Words are important

At work yesterday I received an email that had been forwarded four times in order to land in my inbox. The original sender was an employee of a publishing company sending a Word document to a staff member at my university. The document was called “book display poster windsor oct 12 2006.doc”, and its contents are exactly what the title would imply. Why would I bother writing about this? Well, the original email contained nothing but the .doc attachment and the following:

This message contains confidential information, may be protected by legal rules relating to privileged information, and is intended only for the individual named.

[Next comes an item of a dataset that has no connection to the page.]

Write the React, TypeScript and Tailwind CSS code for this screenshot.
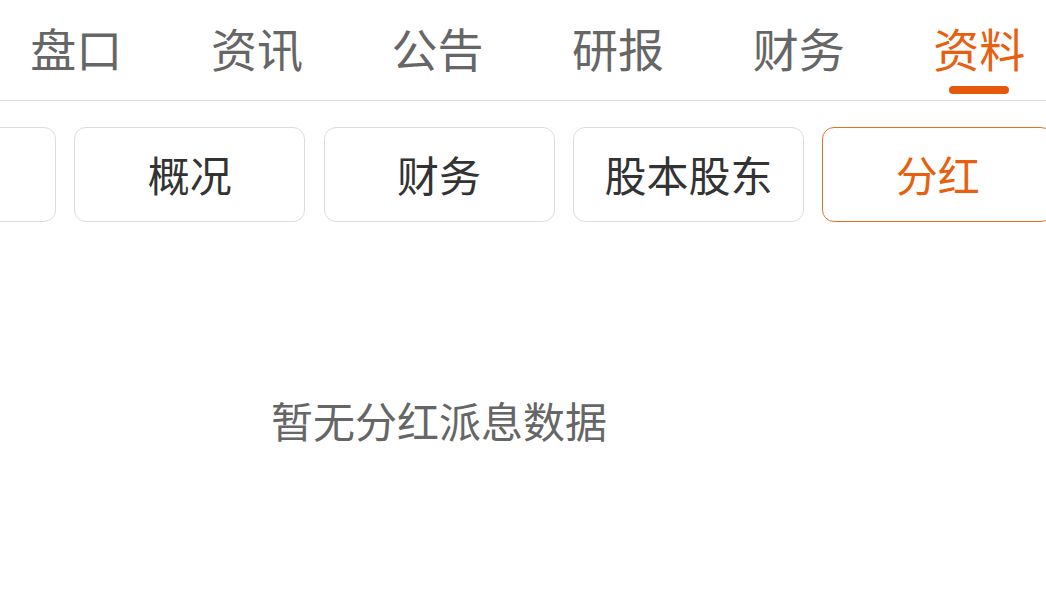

You are hereby notified that unless authorized any dissemination, distribution or copying of this e-mail, or disclosure of its contents to anyone, is strictly prohibited. Please notify the sender immediately by e-mail if you have received this e-mail by mistake, and delete this e-mail from your system. Thank you.

The staff member who received the confidential book display poster forwarded it to all the members of the School of Social Work in which she works—perhaps 20 people. Her email said “Please see the attached poster” and it in turn included this:

The information in this e-mail is directed in confidence solely to the person(s) named above and may contain confidential and/or privileged material. This information shall not otherwise be distributed, copied or disclosed. If you have received this e-mail in error, please notify the sender immediately via return e-mail and destroy the original message. Thank you.

There’s an important difference between these two warnings. The first at least allows for dissemination if authorized, whereas the second quite clearly states that distribution is prohibited. One of the recipients of the second, a faculty member, in turn forwarded the email to a librarian colleague of mine. Her email said “thought you night [sic] be interested in the bookshow below”, and she too included the caveat:

The information in this email is directed in confidence solely to the person(s) named above and may contain confidential and/or privileged material. This information shall not otherwise be distributed, copied or disclosed. If you have received this email in error, please notify the sender immediately via return email and destroy the original message. Thank you.

Note that the faculty member spells email with no hyphen. Otherwise the text of her warning is the same as that of the staff member. My colleague forwarded the whole mess to me, thankfully with no such warning.

Do I need to add that I consider warnings of this nature absurd and unenforceable? Perhaps the lawyers in my readership will set me straight, but surely this kind of thing has no legal weight. Can I honestly be expected to have entered into an agreement not to share correspondence simply be having received it with such a warning? I doubt it. Not to mention the fact that I only received this email because three people ignored such warnings.

Finally, most importantly, I think including blanket legalish warnings of this nature in the signature of an email greatly diminishes the notion of confidentiality. Admittedly, the phrase used is “may contain confidential and/or privileged material.” Perhaps that leaves it up to the recipient to determine whether to consider the email confidential, but the clear intent of these warnings is to give the impression that it was sent in confidence. It concerns me that by slapping the word confidential on correspondence that is in fact not only not confidential but is actually intended for dissemination, we begin to lose the sense of what confidential really means.